Answer: The part payments are appropriated first towards tax and then towards interest.

(a) This clarification is not disputed by the respondents and on the other hand, in the counter it is claimed that the Board’s direction that any payment or part payment of taxes should first be adjusted towards tax and balance towards interest was correctly adopted while determined the tax payable under KVS scheme. If the Board’s circular is properly implemented, there is no reason for the respondent authorities to adjust the tax refund amount first to the penalty rather than arrears of the tax. No answer is provided by the respondents in this regard.

(b) In Mangilal S. Jian v. Commissioner of Income Tax1 which is similar to the case on hand, the High Court of Karnataka dealt with the question whether any amount paid towards the tax arrears (which includes the income tax and interest payable) should be taken as payment towards tax or towards interest for the purpose of the KVS scheme.

(c) Answering the above question, while referring the provisions of the Finance (No.2) Act, 1998, the Division bench of Karnataka High Court observed that the normal procedure followed under Sec.140A of the Income Tax Act to apply the amount paid by the assessee first towards interest and the balance towards the tax payable is not applicable to the provisions of the Finance (No.2) Act, 1998 and the KVS scheme thereof. The reasons for such non-application of explanation to Sec.140A(1) of the Income Tax Act are as follows:

16. It is no doubt true that if the issue is examined with reference to the Explanation to Section 140A(1) of the Income-tax Act, the contention of the Department would be correct. But the issue will have to be examined not with reference to Section 140A of the Income Tax Act, but with reference to the provisions of the KVS Scheme, as contained in Chapter IV of the Finance (No.2) Act, 1998. The Explanation to Section 140A(1) of the Income Tax Act will not apply for the following two reasons:

“(i) The provisions of Section 88 of the Finance (No.2) Act, 1998, prevail over the provisions of Section 140A of the Income Tax Act, Section 88 specifically states that ‘notwithstanding anything contained in any direct tax enactment’, the amount payable under the KVS Scheme will be as stated in the scheme.

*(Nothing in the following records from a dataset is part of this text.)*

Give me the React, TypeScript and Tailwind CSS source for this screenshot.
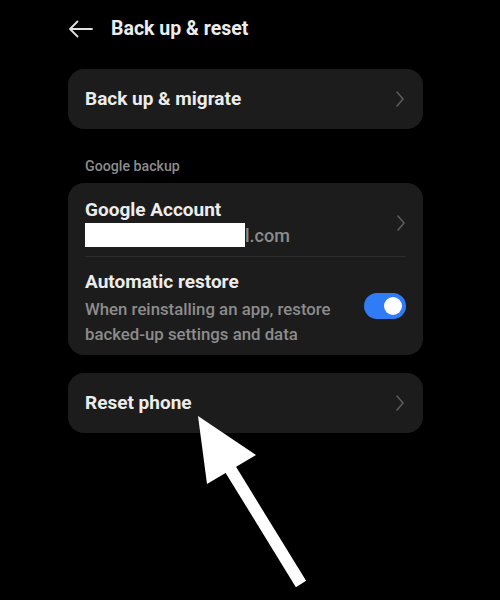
function Chevron() {
  return (
    <svg width="10" height="18" viewBox="0 0 10 18" fill="none" className="shrink-0">
      <path d="M2 2l6 7-6 7" stroke="#5c5c5c" strokeWidth="1.6" strokeLinecap="round" strokeLinejoin="round" />
    </svg>
  );
}

export default function App() {
  return (
    <div
      className="relative w-[500px] h-[600px] bg-black text-[#ececec] overflow-hidden"
      style={{ fontFamily: 'Roboto, "Noto Sans", sans-serif' }}
    >
      {/* Header */}
      <div className="flex items-center h-[54px] pl-[68px] pt-[3px]">
        <svg width="25" height="18" viewBox="0 0 25 18" fill="none">
          <path d="M24 9H2M9.5 1.5L2 9l7.5 7.5" stroke="#e0e0e0" strokeWidth="1.8" strokeLinecap="round" strokeLinejoin="round" />
        </svg>
        <span className="ml-[18px] text-[19.5px] font-bold">Back up &amp; reset</span>
      </div>

      <div className="mx-[68px] w-[355px] mt-[15px] flex flex-col">
        {/* Back up & migrate */}
        <div className="h-[60px] rounded-[16px] bg-[#1c1c1c] flex items-center justify-between pl-[17px] pr-[18px]">
          <span className="text-[19px] font-bold">Back up &amp; migrate</span>
          <Chevron />
        </div>

        <div className="mt-[27px] pl-[17px] text-[14.2px] leading-[20px] text-[#8c8c8c] font-medium">Google backup</div>

        {/* Google card */}
        <div className="mt-[7px] rounded-[16px] bg-[#1c1c1c] pl-[17px] pr-[17px] pt-[15px] pb-[8px]">
          <div className="flex items-center justify-between pb-[8px] border-b border-[#2c2c2c]">
            <div className="flex flex-col">
              <span className="text-[19px] font-bold leading-[24px]">Google Account</span>
              <div className="flex items-center h-[26px]">
                <div className="w-[160px] h-[24px] bg-white" />
                <span className="text-[18px] text-[#8c8c8c] font-medium">l.com</span>
              </div>
            </div>
            <Chevron />
          </div>
          <div className="flex items-center justify-between pt-[13px]">
            <div className="flex flex-col">
              <span className="text-[19px] font-bold leading-[24px]">Automatic restore</span>
              <span className="text-[16.8px] text-[#8c8c8c] font-medium leading-[25px] mt-[3px]">
                When reinstalling an app, restore
                <br />
                backed-up settings and data
              </span>
            </div>
            <div className="w-[42px] h-[26px] rounded-full bg-[#2f7cf6] flex items-center justify-end pr-[4px] mb-[6px]">
              <div className="w-[18px] h-[18px] rounded-full bg-white" />
            </div>
          </div>
        </div>

        {/* Reset phone */}
        <div className="mt-[18px] h-[60px] rounded-[16px] bg-[#1c1c1c] flex items-center justify-between pl-[17px] pr-[18px]">
          <span className="text-[19px] font-bold">Reset phone</span>
          <Chevron />
        </div>
      </div>

      {/* Annotation arrow */}
      <svg className="absolute left-0 top-0" width="500" height="600" viewBox="0 0 500 600">
        <polygon points="198,416 207,484 256,455" fill="#ffffff" />
        <line x1="226" y1="462" x2="301" y2="584" stroke="#ffffff" strokeWidth="12" />
      </svg>
    </div>
  );
}
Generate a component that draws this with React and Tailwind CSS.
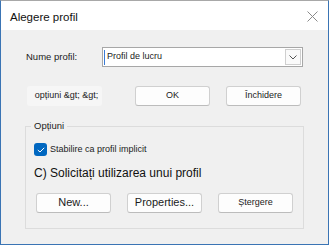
import React from "react";

// Small windows-style button
const Btn = ({ children, className = "" }) => (
  <button
    className={`w-[75px] h-[20px] flex items-center justify-center rounded-[3px] border border-[#d0d0d0] border-b-[#bcbcbc] bg-[#fdfdfd] text-[#1b1b1b] ${className}`}
  >
    {children}
  </button>
);

const App = () => {
  return (
    <div
      className="w-[329px] h-[245px] flex flex-col border-t border-t-[#a8a8a8] border-x border-x-[#3a74b4] border-b border-b-[#3a74b4] bg-white"
      style={{ fontFamily: '"Liberation Sans", Arial, sans-serif' }}
    >
      {/* Title bar */}
      <div className="h-[29px] shrink-0 flex items-center justify-between pl-[9px] pr-[10px]">
        <span className="text-[11.5px] text-[#111] pt-[4px]">Alegere profil</span>
        <svg width="11" height="11" viewBox="0 0 11 11" className="mt-[2px]">
          <path d="M0.5 0.5 L10.5 10.5 M10.5 0.5 L0.5 10.5" stroke="#8a8a8a" strokeWidth="1" />
        </svg>
      </div>

      {/* Body */}
      <div className="flex-1 bg-[#f0f0f0] pl-[24px] pt-[17px] text-[9.5px] text-[#1b1b1b]">
        {/* Profile name row */}
        <div className="flex items-center">
          <span className="w-[77px] pl-[1px] pt-[1px]">Nume profil:</span>
          <div className="w-[201px] h-[20px] flex items-center border border-[#a7a7a7] bg-white">
            <div className="ml-[1px] w-[1px] h-[15px] bg-[#3a7bd5]" />
            <span className="flex-1 pl-[2px] text-[9px]">Profil de lucru</span>
            <div className="w-[16px] h-[16px] mr-[1px] flex items-center justify-center border border-[#cfcfcf] bg-[#fafafa]">
              <svg width="8" height="5" viewBox="0 0 8 5">
                <path d="M0.5 0.5 L4 4 L7.5 0.5" fill="none" stroke="#555" strokeWidth="1" />
              </svg>
            </div>
          </div>
        </div>

        {/* Button row */}
        <div className="flex items-center mt-[19px] ml-[2px] text-[9px]">
          <button className="w-[75px] h-[20px] flex items-center justify-center rounded-[3px] bg-[#f6f6f6] pl-[4px]">
            opțiuni &amp;gt; &amp;gt;
          </button>
          <Btn className="ml-[33px]">OK</Btn>
          <Btn className="ml-[16px]">Închidere</Btn>
        </div>

        {/* Options group */}
        <div className="mt-[20px] w-[279px] h-[103px] border border-[#dcdcdc] flex flex-col">
          <span className="-mt-[7px] ml-[5px] px-[3px] w-fit leading-[12px] bg-[#f0f0f0]">Opțiuni</span>

          <div className="flex items-center mt-[11px] ml-[8px]">
            <div className="w-[13px] h-[13px] rounded-[3px] bg-[#0067c0] flex items-center justify-center">
              <svg width="8" height="6" viewBox="0 0 8 6">
                <path d="M0.8 3 L3 5 L7.2 0.8" fill="none" stroke="white" strokeWidth="1" />
              </svg>
            </div>
            <span className="ml-[3px] text-[9px]">Stabilire ca profil implicit</span>
          </div>

          <div className="mt-[9px] ml-[8px] text-[12px] leading-[14px] text-[#111]">
            C) Solicitați utilizarea unui profil
          </div>

          <div className="flex items-center mt-[13px] ml-[10px]">
            <Btn className="text-[11px]">New...</Btn>
            <Btn className="ml-[16px] text-[11px]">Properties...</Btn>
            <Btn className="ml-[16px] text-[9px]">Ștergere</Btn>
          </div>
        </div>
      </div>
    </div>
  );
};

export default App;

(ii) In view of the pendency of the revision, any payment made by the assessee towards tax arrears will be on account and without prejudice subject to the final decision in the revision.”

(d) The Division Bench also considered the relevant portions of the clarifications given by the CBDT as follows:

“19. If any amount paid towards arrears during the pendency of the litigation (by way of appeal, revision, etc.) is to be irreversibly adjusted against the interest under Section 140A, that would render infructuous the pending litigation (in this case pending revision petition).…….xxxx……..The relevant portions of the clarifications (questions Nos.4 and 7 and their answers) are extracted below (page 51):

“Question No.4: Where the tax arrear comprises tax and interest, how will the part payment be first appropriated–towards tax or interest?

Answer: The part payments are appropriated first towards tax and then towards interest.

Question No. 7: The Scheme offers full waiver of interest and penalty where the tax arrear includes such interest or penalty along with tax. What kind of interest and penalty would be open for such waiver?

Answer: All interest and penalties that are directly related to assessed income or arrears of taxes will be open for full waiver, if the taxes are outstanding on the specified dates, e.g., interest under Sections 234A, 234B, 234C, 139(8), 215, 216, 217, 158BFA, 220(2) or penalties under Sections 271(1)(c), 221, 158BFA, 273, etc.” (emphasis supplied).”

On the above observations, the Division Bench set aside the method adopted by the Department and directed the 1st respondent therein to issue a fresh Certificate of Intimation in the light of the order of the Division Bench. Needless to emphasise that the above decision applies with all its fours to the case on hand.

7. Accordingly, this writ petition is allowed and the respondent authorities are directed to adjust the tax refundable to the petitioner for the year 1996-97 of Rs.4,86,970/- to the tax arrears instead of penalty and accordingly, re-determine the amount payable by the petitioner under Section 90(1) of the Finance (No.2) Act, 1998 and grant certificate expeditiously, but not later than four (4) weeks from the date of receipt of a copy of this order. No costs.

As a sequel, interlocutory applications pending for consideration, if any, shall stand closed.